Andrew Kaggwa, a friend of the king’s, was beheaded. Impatient to meet his fate, he said to his executioner, “Why don’t you carry out your orders? I’m afraid delay will get you into serious trouble.” Noe Mawaggali was speared, then attacked by wild dogs. Matthias Kalemba was dismembered and pieces of his flesh roasted before his eyes. Before he died, he said, “Surely Katonda [God] will deliver me, but you will not see how he does it. He will take my soul and leave you my body.”
Against the Grain. The martyrs of Uganda were young, but they were not seduced by the values of the royal court. They took a stand for God’s law, even when it meant defying the king himself. Out of allegiance to a higher king and a nobler law, they rejected the earthly security that could have been theirs had they given in to the king’s lusts.
Their example is extremely important today, Caroli Mpoza points out. It shows how faith can become a “rudder” that sustains us in times of trial and temptation. It also shows how critical it is to instill godliness in our children. If they learn to honor God and put him first, he says, they too will stand firm against the seductive values of our culture.

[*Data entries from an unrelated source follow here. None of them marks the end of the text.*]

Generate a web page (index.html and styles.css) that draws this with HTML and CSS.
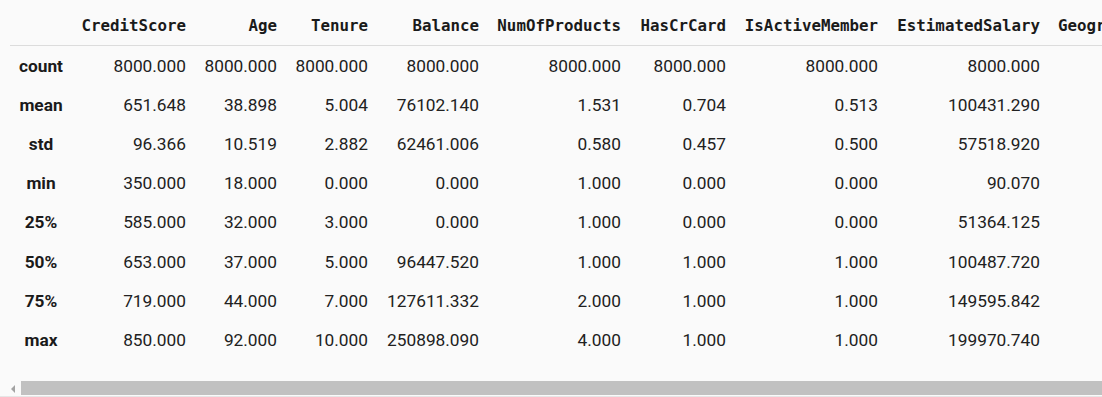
FILE: index.html
```html
<!DOCTYPE html>
<html lang="en">
  <head>
    <meta charset="UTF-8" />
    <title>describe()</title>
    <link rel="stylesheet" href="styles.css">
  </head>
  <body>
    <div class="output">
      <div class="output__frame">
        <table class="df">
          <colgroup>
            <col class="df__col-index" />
            <col style="width: 114px" />
            <col style="width: 91px" />
            <col style="width: 91px" />
            <col style="width: 111px" />
            <col style="width: 142px" />
            <col style="width: 105px" />
            <col style="width: 152px" />
            <col style="width: 162px" />
            <col style="width: 179px" />
          </colgroup>
          <thead>
            <tr class="df__head">
              <th></th>
              <th>CreditScore</th>
              <th>Age</th>
              <th>Tenure</th>
              <th>Balance</th>
              <th>NumOfProducts</th>
              <th>HasCrCard</th>
              <th>IsActiveMember</th>
              <th>EstimatedSalary</th>
              <th>Geography_Germany</th>
            </tr>
          </thead>
          <tbody>
            <tr>
              <th>count</th>
              <td>8000.000</td><td>8000.000</td><td>8000.000</td><td>8000.000</td>
              <td>8000.000</td><td>8000.000</td><td>8000.000</td><td>8000.000</td><td></td>
            </tr>
            <tr>
              <th>mean</th>
              <td>651.648</td><td>38.898</td><td>5.004</td><td>76102.140</td>
              <td>1.531</td><td>0.704</td><td>0.513</td><td>100431.290</td><td></td>
            </tr>
            <tr>
              <th>std</th>
              <td>96.366</td><td>10.519</td><td>2.882</td><td>62461.006</td>
              <td>0.580</td><td>0.457</td><td>0.500</td><td>57518.920</td><td></td>
            </tr>
            <tr>
              <th>min</th>
              <td>350.000</td><td>18.000</td><td>0.000</td><td>0.000</td>
              <td>1.000</td><td>0.000</td><td>0.000</td><td>90.070</td><td></td>
            </tr>
            <tr>
              <th>25%</th>
              <td>585.000</td><td>32.000</td><td>3.000</td><td>0.000</td>
              <td>1.000</td><td>0.000</td><td>0.000</td><td>51364.125</td><td></td>
            </tr>
            <tr>
              <th>50%</th>
              <td>653.000</td><td>37.000</td><td>5.000</td><td>96447.520</td>
              <td>1.000</td><td>1.000</td><td>1.000</td><td>100487.720</td><td></td>
            </tr>
            <tr>
              <th>75%</th>
              <td>719.000</td><td>44.000</td><td>7.000</td><td>127611.332</td>
              <td>2.000</td><td>1.000</td><td>1.000</td><td>149595.842</td><td></td>
            </tr>
            <tr>
              <th>max</th>
              <td>850.000</td><td>92.000</td><td>10.000</td><td>250898.090</td>
              <td>4.000</td><td>1.000</td><td>1.000</td><td>199970.740</td><td></td>
            </tr>
          </tbody>
        </table>
      </div>
      <div class="hscroll">
        <span class="hscroll__arrow"></span>
        <div class="hscroll__thumb"></div>
      </div>
    </div>
  </body>
</html>
```

FILE: styles.css
```css
*,
*::before,
*::after {
  padding: 0;
  margin: 0;
  box-sizing: border-box;
}

body {
  background-color: #fafafa;
  font-family: "Roboto", "Liberation Sans", sans-serif;
  color: #212121;
  overflow: hidden;
}

.output {
  width: 1102px;
  height: 397px;
  display: flex;
  flex-flow: column;
}

.output__frame {
  height: 381px;
  overflow: hidden;
  padding-left: 10px;
}

/* dataframe */
.df {
  border-collapse: collapse;
  table-layout: fixed;
  width: 1209px;
  font-size: 17.3px;
}

.df__col-index {
  width: 62px;
}

.df__head {
  height: 45px;
}

.df__head th {
  font-family: "DejaVu Sans Mono", "Liberation Mono", monospace;
  font-size: 15.8px;
  font-weight: 700;
  color: #1a1a1a;
  text-align: right;
  white-space: nowrap;
  padding-top: 7px;
  border-bottom: 1px solid #dcdcdc;
}

.df__head th:last-child {
  text-align: left;
  padding-left: 18px;
}

.df tbody tr {
  height: 39.1px;
}

.df tbody th,
.df td {
  padding-top: 3px;
}

.df tbody th {
  font-weight: 700;
  text-align: center;
  color: #1a1a1a;
}

.df td {
  text-align: right;
  white-space: nowrap;
}

/* horizontal scrollbar */
.hscroll {
  height: 16px;
  display: flex;
  align-items: stretch;
  border-bottom: 1px solid #e6e6e6;
  background-color: #fafafa;
}

.hscroll__arrow {
  width: 21px;
  display: flex;
  justify-content: center;
  align-items: center;
  padding-left: 4px;
}

.hscroll__arrow::before {
  content: "";
  border-top: 4px solid transparent;
  border-bottom: 4px solid transparent;
  border-right: 4px solid #a3a3a3;
}

.hscroll__thumb {
  flex: 1;
  height: 14px;
  background-color: #c1c1c1;
}
```
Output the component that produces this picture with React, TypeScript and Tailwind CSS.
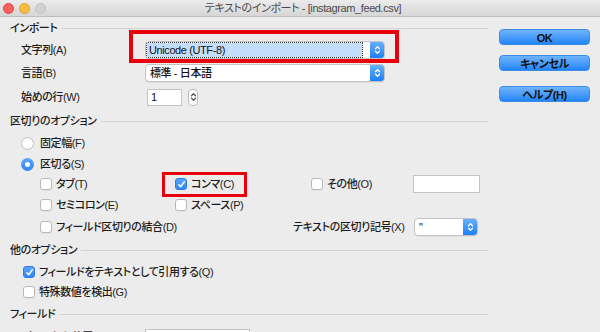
import React from 'react';

const font = { fontFamily: '"Liberation Sans","Noto Sans CJK JP",sans-serif' };

function Chevrons({ color = '#fff' }: { color?: string }) {
  return <svg width="7" height="10" viewBox="0 0 7 10" fill="none" stroke={color} strokeWidth="1.3" strokeLinecap="round" strokeLinejoin="round">
    <path d="M1.5 3.8 L3.5 1.8 L5.5 3.8" />
    <path d="M1.5 6.2 L3.5 8.2 L5.5 6.2" />
  </svg>;
}

function Check() {
  return <svg width="9" height="9" viewBox="0 0 9 9" fill="none" stroke="#fff" strokeWidth="1.5" strokeLinecap="round" strokeLinejoin="round">
    <path d="M1.8 4.8 L3.6 6.8 L7.4 1.8" />
  </svg>;
}

function Box({ on = false }: { on?: boolean }) {
  return on
    ? <span className="w-[12px] h-[12px] rounded-[3px] bg-gradient-to-b from-[#5aa6fa] to-[#2f86f6] border border-[#2b7de6] grid place-items-center shrink-0"><Check /></span>
    : <span className="w-[12px] h-[12px] rounded-[3px] bg-white border border-[#b8b8b8] shadow-[0_1px_0_rgba(0,0,0,0.04)] shrink-0" />;
}

function Radio({ on = false }: { on?: boolean }) {
  return on
    ? <span className="w-[13px] h-[13px] rounded-full bg-gradient-to-b from-[#5aa6fa] to-[#2f86f6] grid place-items-center shrink-0"><span className="w-[5px] h-[5px] rounded-full bg-white" /></span>
    : <span className="w-[13px] h-[13px] rounded-full bg-white border border-[#bdbdbd] shrink-0" />;
}

function Header({ label, h }: { label: string; h: string }) {
  return <div className={`flex items-center gap-[4px] pl-[10px] ${h}`}>
    <span className="text-[11px] text-[#1c1c1c]">{label}</span>
    <span className="flex-1 h-px bg-[#d4d4d4]" />
  </div>;
}

function Select({ text, w, focus = false }: { text: string; w: string; focus?: boolean }) {
  return <div className={`flex ${w} h-[18px] bg-white border border-[#c4c4c4] rounded-[4px] overflow-hidden shadow-[0_1px_0_rgba(0,0,0,0.05)]`}>
    <div className="flex-1 flex items-center pl-[1px] pr-[8px]">
      {focus
        ? <span className="flex-1 h-[14px] flex items-center bg-[#c3ddfa] outline outline-1 outline-dotted outline-[#333] pl-[2px] text-[11px] text-[#111]">{text}</span>
        : <span className="pl-[3px] text-[11px] text-[#111]">{text}</span>}
    </div>
    <div className="w-[14px] bg-gradient-to-b from-[#67b0fb] to-[#1a7ef7] grid place-items-center"><Chevrons /></div>
  </div>;
}

function Btn({ label }: { label: string }) {
  return <div className="h-[16px] rounded-[4px] bg-gradient-to-b from-[#6fb4fb] to-[#1f84f8] border border-[#3a8ae8] grid place-items-center text-[11px] font-bold text-[#111]">{label}</div>;
}

function Opt({ label, on }: { label: string; on?: boolean }) {
  return <div className="flex items-center gap-[4px]"><Box on={on} /><span className="text-[11px] text-[#1c1c1c] whitespace-nowrap">{label}</span></div>;
}

export default function App() {
  return <div className="relative w-[600px] h-[332px] overflow-hidden bg-[#ececec] font-medium tracking-[-0.4px] [font-feature-settings:'palt']" style={font}>
    <div className="relative h-[17px] bg-gradient-to-b from-[#ebebeb] to-[#d6d6d6] border-b border-[#bcbcbc] flex items-center">
      <div className="flex items-center gap-[5px] pl-[3px]">
        <span className="w-[11px] h-[11px] rounded-full bg-[#fc605c] border border-[#e0443e]" />
        <span className="w-[11px] h-[11px] rounded-full bg-[#fdbc40] border border-[#dea123]" />
        <span className="w-[11px] h-[11px] rounded-full bg-[#d2d2d2] border border-[#c2c2c2]" />
      </div>
      <div className="flex-1 text-center text-[11px] font-normal text-[#4a4a4a] pr-[40px]">テキストのインポート - [instagram_feed.csv]</div>
    </div>

    <div className="flex">
      <div className="w-[488px]">
        <Header label="インポート" h="h-[22px]" />
        <div className="flex items-center h-[22px]">
          <span className="w-[145px] pl-[21px] text-[11px] text-[#1c1c1c]">文字列(A)</span>
          <Select text="Unicode (UTF-8)" w="w-[240px]" focus />
        </div>
        <div className="flex items-center h-[24px]">
          <span className="w-[145px] pl-[21px] text-[11px] text-[#1c1c1c]">言語(B)</span>
          <Select text="標準 - 日本語" w="w-[240px]" />
        </div>
        <div className="flex items-center h-[24px]">
          <span className="w-[147px] pl-[21px] text-[11px] text-[#1c1c1c]">始めの行(W)</span>
          <div className="w-[35px] h-[17px] bg-white border border-[#c4c4c4] text-[11px] text-[#111] pl-[3px] leading-[15px]">1</div>
          <div className="ml-[6px] w-[10px] h-[17px] bg-white border border-[#bdbdbd] rounded-[4px] grid place-items-center"><Chevrons color="#555" /></div>
        </div>
        <Header label="区切りのオプション" h="h-[24px]" />
        <div className="flex items-center gap-[6px] h-[21px] pl-[21px]">
          <Radio /><span className="text-[11px] text-[#1c1c1c]">固定幅(F)</span>
        </div>
        <div className="flex items-center gap-[6px] h-[20px] pl-[21px]">
          <Radio on /><span className="text-[11px] text-[#1c1c1c]">区切る(S)</span>
        </div>
        <div className="flex items-center h-[20px] pl-[40px]">
          <div className="w-[135px]"><Opt label="タブ(T)" /></div>
          <div className="w-[136px]"><Opt label="コンマ(C)" on /></div>
          <div className="w-[102px]"><Opt label="その他(O)" /></div>
          <div className="w-[67px] h-[18px] bg-white border border-[#c4c4c4]" />
        </div>
        <div className="flex items-center h-[22px] pl-[40px]">
          <div className="w-[135px]"><Opt label="セミコロン(E)" /></div>
          <div className="w-[136px]"><Opt label="スペース(P)" /></div>
        </div>
        <div className="flex items-center h-[22px] pl-[40px]">
          <div className="w-[253px]"><Opt label="フィールド区切りの結合(D)" /></div>
          <span className="w-[121px] text-[11px] text-[#1c1c1c] whitespace-nowrap">テキストの区切り記号(X)</span>
          <Select text={'"'} w="w-[64px]" />
        </div>
        <Header label="他のオプション" h="h-[24px]" />
        <div className="flex items-center h-[20px] pl-[23px]">
          <Opt label="フィールドをテキストとして引用する(Q)" on />
        </div>
        <div className="flex items-center h-[20px] pl-[23px]">
          <Opt label="特殊数値を検出(G)" />
        </div>
        <Header label="フィールド" h="h-[24px]" />
        <div className="flex items-start h-[20px] pt-[3px]">
          <span className="w-[145px] pl-[21px] text-[11px] text-[#1c1c1c]">列の区切り位置</span>
          <div className="w-[105px] h-[17px] bg-white border border-[#c4c4c4]" />
        </div>
      </div>

      <div className="w-[91px] ml-[11px] pt-[12px] flex flex-col">
        <Btn label="OK" />
        <div className="h-[10px]" />
        <Btn label="キャンセル" />
        <div className="h-[15px]" />
        <Btn label="ヘルプ(H)" />
      </div>
    </div>

    {/* annotation boxes */}
    <div className="absolute left-[129px] top-[30px] w-[270px] h-[33px] border-4 border-[#e8000b]" />
    <div className="absolute left-[162px] top-[172px] w-[85px] h-[25px] border-[3px] border-[#e8000b]" />
  </div>;
}
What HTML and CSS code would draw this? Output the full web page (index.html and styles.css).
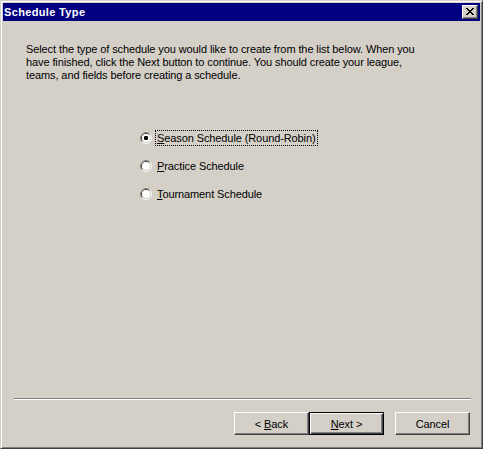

Like the parable of the sower, the story of the Uganda Martyrs invites us to examine our commitment to the Lord. Here are young people whose whole life of faith was marked by simple, luminous, joyful trust in God—even in the face of a gruesome death. They were “rich soil” indeed—not just for Africa, but for the whole church.
Bob French lives in Alexandria, Virginia. This story was based mainly on J.F Faupel’s African Holocaust and Caroli Lwanga Mpoza’s Heroes of African Origin Are Our Ancestors in the Faith, as well as personal interviews.